The GA release of Spring Framework 5.0  has been closely followed by other projects within the Spring ecosystem. Among these, the Spring Data release train Kay reaches the general availability milestone. This is its first major revision in eight years.

The Spring Data Kay GA release introduces a baseline of Spring 5, Java 8 and JavaEE 7. It also adds general Java 9 compatibility and Kotlin support. It provides reactive data access for Cassandra, MongoDB, Redis and Couchbase as well.

While reactive will be likely to cause a lot of interest, Mark Paluch and Jens Schauder from the Spring team told InfoQ that they expect the improvements to the CRUDRepository API to be of wider impact, particularly in the enterprise.

This API brings a new naming scheme for methods, which will fix issues and  ambiguities arising in some circumstances in previous versions of the framework, although adopting the new API will require changes to existing code.

Paluch also commented that the team had seen a high demand to adopt Kotlin language features (default arguments, primary constructors and nullability). This  has resulted in adding support for null-safety and immutable data classes through Kotlin constructors.

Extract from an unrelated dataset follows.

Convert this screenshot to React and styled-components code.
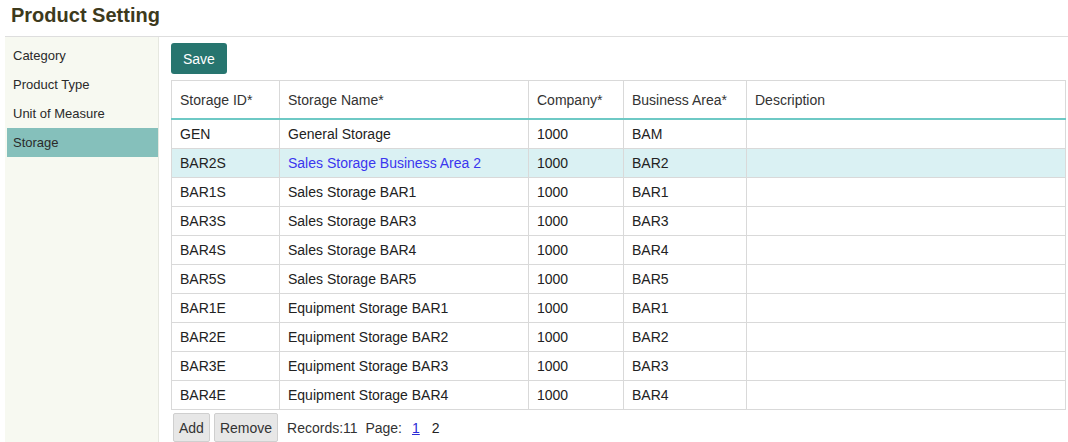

Given the length of time since the last major release of Spring Data, there are many more enhancements which are detailed on the release page and on those of the various Spring Data sub-projects. Like all Spring Projects, Spring Data’s goal is to provide a consistent, Spring-based programming model for data access across database platforms, while at the same time retaining any special attributes of the underlying data store. Given the heterogeneous nature of database technologies, Spring Data itself is an umbrella project that incorporates many subprojects, each of which provides specific database access including MongoDB, Redis, Cassandra or the JPA.

Also arriving in the wake of Spring 5 is Spring For Apache Kafka 2.0. Like Spring Data Kay this release introduces a Spring 5 and Java 8 baseline, as well as support for transactions, Kafka streams, updated Apache Kafka client support and improved  support for testing and error handling.